Check every line for the word "React" and give the number of lines where it occurs, nothing else.

Data provided
======
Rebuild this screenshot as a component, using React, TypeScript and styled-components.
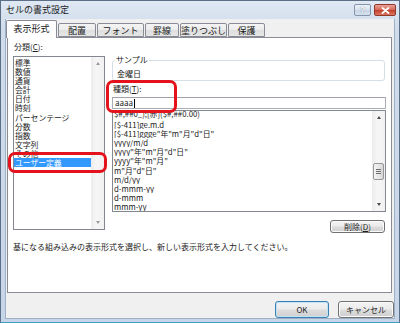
import React from 'react';
import styled, { createGlobalStyle } from 'styled-components';

const GlobalStyle = createGlobalStyle`
  html, body {
    margin: 0;
    padding: 0;
    background: #ffffff;
  }
  body {
    font-family: "Noto Sans CJK JP", "Noto Sans", sans-serif;
    color: #1a1a1a;
  }
  * {
    box-sizing: border-box;
  }
`;

const Window = styled.div`
  width: 400px;
  height: 323px;
  display: flex;
  flex-direction: column;
  background: linear-gradient(180deg, #dfe8f3 0px, #cfdcec 30px, #c6d5e8 100%);
  border: 1px solid #5d6f86;
  border-bottom-color: #3d9cc0;
`;

const TitleBar = styled.div`
  height: 18px;
  flex: none;
  display: flex;
  align-items: center;
  justify-content: space-between;
  padding: 0 3px 0 5px;
`;

const Title = styled.span`
  font-size: 9px;
  line-height: 12px;
  color: #1c1c1c;
`;

const Controls = styled.div`
  align-self: flex-start;
  margin-top: 3px;
  display: flex;
  gap: 3px;
`;

const CaptionButton = styled.div<{ $close?: boolean }>`
  width: ${(p) => (p.$close ? 22 : 17)}px;
  height: 12px;
  border-radius: 2px;
  display: flex;
  align-items: center;
  justify-content: center;
  border: 1px solid ${(p) => (p.$close ? '#92362b' : '#8495ab')};
  background: ${(p) =>
    p.$close
      ? 'linear-gradient(180deg, #eaa497 0%, #d86b5c 45%, #c4422f 55%, #d9785f 100%)'
      : 'linear-gradient(180deg, #eef3f9 0%, #d9e3ef 45%, #c9d6e6 55%, #d6e1ee 100%)'};
  color: #ffffff;
  font-family: "Liberation Sans", sans-serif;
  font-weight: bold;
  font-size: 9px;
  line-height: 10px;
  text-shadow: 0 0 1px #4b5a70;
`;

const Client = styled.div`
  flex: 1;
  margin: 0 4px 3px;
  background: #f0f0f0;
  border-left: 1px solid #9fb0c6;
  border-right: 1px solid #9fb0c6;
  border-bottom: 1px solid #9fb0c6;
  display: flex;
  flex-direction: column;
`;

const TabRow = styled.div`
  height: 18px;
  flex: none;
  display: flex;
  align-items: flex-end;
  position: relative;
  z-index: 2;
`;

const Tab = styled.div<{ $active?: boolean; $w: number }>`
  width: ${(p) => p.$w}px;
  height: ${(p) => (p.$active ? 18 : 14)}px;
  margin-left: ${(p) => (p.$active ? 0 : 1)}px;
  margin-bottom: ${(p) => (p.$active ? -1 : 0)}px;
  border: 1px solid #898c95;
  border-bottom: ${(p) => (p.$active ? 'none' : '1px solid #898c95')};
  border-radius: 2px 2px 0 0;
  background: ${(p) =>
    p.$active ? '#ffffff' : 'linear-gradient(180deg, #f4f4f4 0%, #ececec 50%, #dedede 51%, #e6e6e6 100%)'};
  display: flex;
  align-items: center;
  justify-content: center;
  font-size: 9px;
  line-height: 11px;
  white-space: nowrap;
  color: #1a1a1a;
  padding-bottom: ${(p) => (p.$active ? 2 : 0)}px;
`;

const Panel = styled.div`
  position: relative;
  height: 256px;
  flex: none;
  margin: 0 2px 0 1px;
  border: 1px solid #898c95;
  background: #ffffff;
  padding: 4px 5px 0;
  display: flex;
  flex-direction: column;
`;

const TopRow = styled.div`
  display: flex;
  gap: 7px;
`;

const LeftColumn = styled.div`
  width: 92px;
  display: flex;
  flex-direction: column;
  gap: 4px;
`;

const RightColumn = styled.div`
  flex: 1;
  padding-top: 13px;
  display: flex;
  flex-direction: column;
`;

const Label = styled.div`
  font-size: 8px;
  line-height: 10px;
  height: 10px;
  padding-left: 1px;
  white-space: nowrap;
  u {
    text-decoration: underline;
  }
`;

const ListBox = styled.div<{ $h: number }>`
  height: ${(p) => p.$h}px;
  flex: none;
  border: 1px solid #828790;
  background: #ffffff;
  display: flex;
  overflow: hidden;
`;

const Items = styled.div<{ $top: number }>`
  flex: 1;
  min-width: 0;
  padding-top: ${(p) => p.$top}px;
  overflow: hidden;
`;

const Item = styled.div<{ $selected?: boolean; $partial?: boolean }>`
  height: 9.1px;
  line-height: ${(p) => (p.$partial ? 6 : 9.1)}px;
  font-size: 7.8px;
  padding-left: 1px;
  white-space: nowrap;
  overflow: hidden;
  color: ${(p) => (p.$selected ? '#ffffff' : '#1a1a1a')};
  background: ${(p) => (p.$selected ? '#3399ff' : 'transparent')};
`;

const ScrollBar = styled.div`
  width: 13px;
  flex: none;
  background: linear-gradient(90deg, #ececec 0%, #f6f6f6 40%, #f1f1f1 100%);
  display: flex;
  flex-direction: column;
  align-items: center;
`;

const ArrowBox = styled.div`
  height: 13px;
  width: 100%;
  flex: none;
  display: flex;
  align-items: center;
  justify-content: center;
`;

const Arrow = styled.div<{ $down?: boolean; $dim?: boolean }>`
  width: 0;
  height: 0;
  border-left: 2.5px solid transparent;
  border-right: 2.5px solid transparent;
  ${(p) => (p.$down ? 'border-top' : 'border-bottom')}: 3px solid ${(p) => (p.$dim ? '#9a9a9a' : '#4a4a4a')};
`;

const Track = styled.div<{ $offset: number }>`
  flex: 1;
  width: 100%;
  padding: ${(p) => p.$offset}px 1px 0;
`;

const Thumb = styled.div`
  height: 17px;
  border: 1px solid #979797;
  border-radius: 2px;
  background: linear-gradient(90deg, #f3f3f3 0%, #e8e8e8 50%, #d6d6d6 100%);
  display: flex;
  flex-direction: column;
  align-items: center;
  justify-content: center;
  gap: 1px;
`;

const Grip = styled.div`
  width: 5px;
  height: 1px;
  background: #6f6f6f;
`;

const SampleBox = styled.fieldset`
  margin: 0 1px 0 0;
  padding: 4px 4px 1px;
  border: 1px solid #d5dfe5;
  border-radius: 3px;
  min-width: 0;
`;

const Legend = styled.legend`
  font-size: 8px;
  line-height: 10px;
  padding: 0 1px;
  margin-left: -2px;
`;

const SampleText = styled.div`
  font-size: 8px;
  line-height: 10px;
  height: 10px;
`;

const TypeLabel = styled(Label)`
  margin-top: 3px;
`;

const TextBox = styled.div`
  margin-top: 3px;
  height: 12px;
  border: 1px solid #abadb3;
  border-top-color: #9fa2aa;
  background: #ffffff;
  padding-left: 2px;
  font-size: 8px;
  line-height: 10px;
  display: flex;
  align-items: center;
`;

const Caret = styled.span`
  display: inline-block;
  width: 1px;
  height: 9px;
  background: #000000;
  margin-left: 1px;
`;

const FormatList = styled(ListBox)`
  margin-top: 1px;
`;

const Button = styled.div<{ $w: number; $h: number; $default?: boolean }>`
  width: ${(p) => p.$w}px;
  height: ${(p) => p.$h}px;
  flex: none;
  border: 1px solid ${(p) => (p.$default ? '#3c7fb1' : '#707070')};
  border-radius: 3px;
  background: linear-gradient(180deg, #f3f3f3 0%, #ebebeb 48%, #dddddd 52%, #cfcfcf 100%);
  box-shadow: ${(p) => (p.$default ? 'inset 0 0 0 1px #bfe3f8' : 'inset 0 0 0 1px #fbfbfb')};
  display: flex;
  align-items: center;
  justify-content: center;
  font-size: 8px;
  line-height: 10px;
  color: #1f1f1f;
  u {
    text-decoration: underline;
  }
`;

const DeleteButton = styled(Button)`
  margin-top: 8px;
  align-self: flex-end;
  margin-right: 1px;
`;

const Description = styled.div`
  margin-top: 9px;
  font-size: 8px;
  line-height: 10px;
  white-space: nowrap;
`;

const ButtonRow = styled.div`
  margin-top: 8px;
  display: flex;
  justify-content: flex-end;
  gap: 9px;
`;

const Mark = styled.div<{ $x: number; $y: number; $w: number; $h: number }>`
  position: absolute;
  left: ${(p) => p.$x}px;
  top: ${(p) => p.$y}px;
  width: ${(p) => p.$w}px;
  height: ${(p) => p.$h}px;
  border: 3px solid #e3121c;
  border-radius: 7px;
  pointer-events: none;
`;

const tabs = [
  { label: '表示形式', w: 51, active: true },
  { label: '配置', w: 38 },
  { label: 'フォント', w: 47 },
  { label: '罫線', w: 34 },
  { label: '塗りつぶし', w: 47 },
  { label: '保護', w: 37 },
];

const categories = [
  '標準',
  '数値',
  '通貨',
  '会計',
  '日付',
  '時刻',
  'パーセンテージ',
  '分数',
  '指数',
  '文字列',
  'その他',
  'ユーザー定義',
];

const formats = [
  '$#,##0_);[赤]($#,##0.00)',
  '[$-411]ge.m.d',
  '[$-411]ggge"年"m"月"d"日"',
  'yyyy/m/d',
  'yyyy"年"m"月"d"日"',
  'yyyy"年"m"月"',
  'm"月"d"日"',
  'm/d/yy',
  'd-mmm-yy',
  'd-mmm',
  'mmm-yy',
];

function Scroll({ dim, thumbOffset }: { dim?: boolean; thumbOffset?: number }) {
  return (
    <ScrollBar>
      <ArrowBox>
        <Arrow $dim={dim} />
      </ArrowBox>
      <Track $offset={thumbOffset ?? 0}>
        {thumbOffset !== undefined && (
          <Thumb>
            <Grip />
            <Grip />
            <Grip />
          </Thumb>
        )}
      </Track>
      <ArrowBox>
        <Arrow $down $dim={dim} />
      </ArrowBox>
    </ScrollBar>
  );
}

export default function App() {
  return (
    <>
      <GlobalStyle />
      <Window>
        <TitleBar>
          <Title>セルの書式設定</Title>
          <Controls>
            <CaptionButton>?</CaptionButton>
            <CaptionButton $close>
              <svg width="9" height="7" viewBox="0 0 9 7">
                <path d="M1.5 1 L7.5 6 M7.5 1 L1.5 6" stroke="#ffffff" strokeWidth="1.8" strokeLinecap="round" />
              </svg>
            </CaptionButton>
          </Controls>
        </TitleBar>
        <Client>
          <TabRow>
            {tabs.map((t) => (
              <Tab key={t.label} $w={t.w} $active={t.active}>
                {t.label}
              </Tab>
            ))}
          </TabRow>
          <Panel>
            <TopRow>
              <LeftColumn>
                <Label>
                  分類(<u>C</u>):
                </Label>
                <ListBox $h={174}>
                  <Items $top={1}>
                    {categories.map((c) => (
                      <Item key={c} $selected={c === 'ユーザー定義'}>
                        {c}
                      </Item>
                    ))}
                  </Items>
                  <Scroll dim />
                </ListBox>
              </LeftColumn>
              <RightColumn>
                <SampleBox>
                  <Legend>サンプル</Legend>
                  <SampleText>金曜日</SampleText>
                </SampleBox>
                <TypeLabel>
                  種類(<u>T</u>):
                </TypeLabel>
                <TextBox>
                  aaaa
                  <Caret />
                </TextBox>
                <FormatList $h={102}>
                  <Items $top={0}>
                    {formats.map((f, i) => (
                      <Item key={f} $partial={i === 0}>
                        {f}
                      </Item>
                    ))}
                  </Items>
                  <Scroll thumbOffset={39} />
                </FormatList>
                <DeleteButton $w={55} $h={13}>
                  削除(<u>D</u>)
                </DeleteButton>
              </RightColumn>
            </TopRow>
            <Description>
              基になる組み込みの表示形式を選択し、新しい表示形式を入力してください。
            </Description>
            <Mark $x={0} $y={114} $w={99} $h={21} />
            <Mark $x={98} $y={42} $w={71} $h={33} />
          </Panel>
          <ButtonRow>
            <Button $w={54} $h={17} $default>
              OK
            </Button>
            <Button $w={56} $h={17}>
              キャンセル
            </Button>
          </ButtonRow>
        </Client>
      </Window>
    </>
  );
}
======
Response
2